Crucially, the non-convex nature of this limiting problem provides the first rigorous mathematical explanation for t-SNE's well-known empirical behavior: its ability to separate data into clusters in seemingly infinite, arbitrary ways. The team showed that in one dimension, the problem admits one unique smooth minimizer alongside an infinite number of discontinuous ones, directly aligning with the algorithm's practical outputs. They also linked the t-SNE energy to the famously ill-posed Perona-Malik equation used in image processing, highlighting the delicate mathematical structure. While the work resolves a major theoretical question, it also opens new challenges, particularly regarding the well-posedness of the problem in higher dimensions, setting the stage for future research to build more predictable and stable visualization tools.

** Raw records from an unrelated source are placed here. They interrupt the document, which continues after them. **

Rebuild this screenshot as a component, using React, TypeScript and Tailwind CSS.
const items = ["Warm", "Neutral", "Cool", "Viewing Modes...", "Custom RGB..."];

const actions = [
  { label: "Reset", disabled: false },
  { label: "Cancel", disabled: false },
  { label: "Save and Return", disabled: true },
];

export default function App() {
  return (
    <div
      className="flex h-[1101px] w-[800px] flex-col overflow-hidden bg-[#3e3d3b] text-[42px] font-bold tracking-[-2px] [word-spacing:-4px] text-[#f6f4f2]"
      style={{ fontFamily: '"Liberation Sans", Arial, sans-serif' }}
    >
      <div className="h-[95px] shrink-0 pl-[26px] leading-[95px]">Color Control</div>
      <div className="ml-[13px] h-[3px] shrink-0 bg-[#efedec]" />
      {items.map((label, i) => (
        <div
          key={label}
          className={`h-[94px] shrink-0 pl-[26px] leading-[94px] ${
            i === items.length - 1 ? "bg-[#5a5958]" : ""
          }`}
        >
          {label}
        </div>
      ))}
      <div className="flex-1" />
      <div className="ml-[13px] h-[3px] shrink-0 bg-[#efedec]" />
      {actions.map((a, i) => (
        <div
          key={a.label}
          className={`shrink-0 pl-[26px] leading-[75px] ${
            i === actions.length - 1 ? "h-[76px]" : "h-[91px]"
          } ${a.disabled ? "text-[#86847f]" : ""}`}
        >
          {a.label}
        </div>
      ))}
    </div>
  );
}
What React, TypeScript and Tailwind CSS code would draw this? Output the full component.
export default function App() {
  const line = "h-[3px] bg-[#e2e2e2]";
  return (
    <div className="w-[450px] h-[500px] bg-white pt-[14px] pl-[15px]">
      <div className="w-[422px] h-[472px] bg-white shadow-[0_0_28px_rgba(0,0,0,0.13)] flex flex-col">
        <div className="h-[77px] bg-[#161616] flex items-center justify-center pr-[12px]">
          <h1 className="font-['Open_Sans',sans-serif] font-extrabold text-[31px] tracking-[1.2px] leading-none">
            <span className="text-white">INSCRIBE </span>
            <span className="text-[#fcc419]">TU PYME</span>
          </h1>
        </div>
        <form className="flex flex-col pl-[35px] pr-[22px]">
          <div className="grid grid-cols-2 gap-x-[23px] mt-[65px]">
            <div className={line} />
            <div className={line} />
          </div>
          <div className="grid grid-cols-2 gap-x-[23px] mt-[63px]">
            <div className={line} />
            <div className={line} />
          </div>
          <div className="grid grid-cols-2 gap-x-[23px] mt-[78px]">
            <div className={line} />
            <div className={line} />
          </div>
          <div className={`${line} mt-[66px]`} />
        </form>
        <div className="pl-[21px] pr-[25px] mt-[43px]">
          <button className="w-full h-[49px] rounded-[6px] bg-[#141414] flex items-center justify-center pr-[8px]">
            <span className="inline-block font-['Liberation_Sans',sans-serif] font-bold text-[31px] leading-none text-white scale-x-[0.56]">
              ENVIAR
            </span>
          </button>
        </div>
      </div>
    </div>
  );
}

- Proves t-SNE's optimization converges to a continuum variational problem as data points → ∞, formalizing its attraction/repulsion forces.
- Reveals the limiting problem is non-convex, explaining why t-SNE can produce an infinite number of valid, arbitrary cluster separations.
- Links the t-SNE energy to the ill-posed Perona-Malik equation, connecting data visualization theory to classical image processing problems.
Why It Matters
Provides the first rigorous theory for a foundational ML visualization tool, guiding users on its limitations and paving the way for more stable alternatives.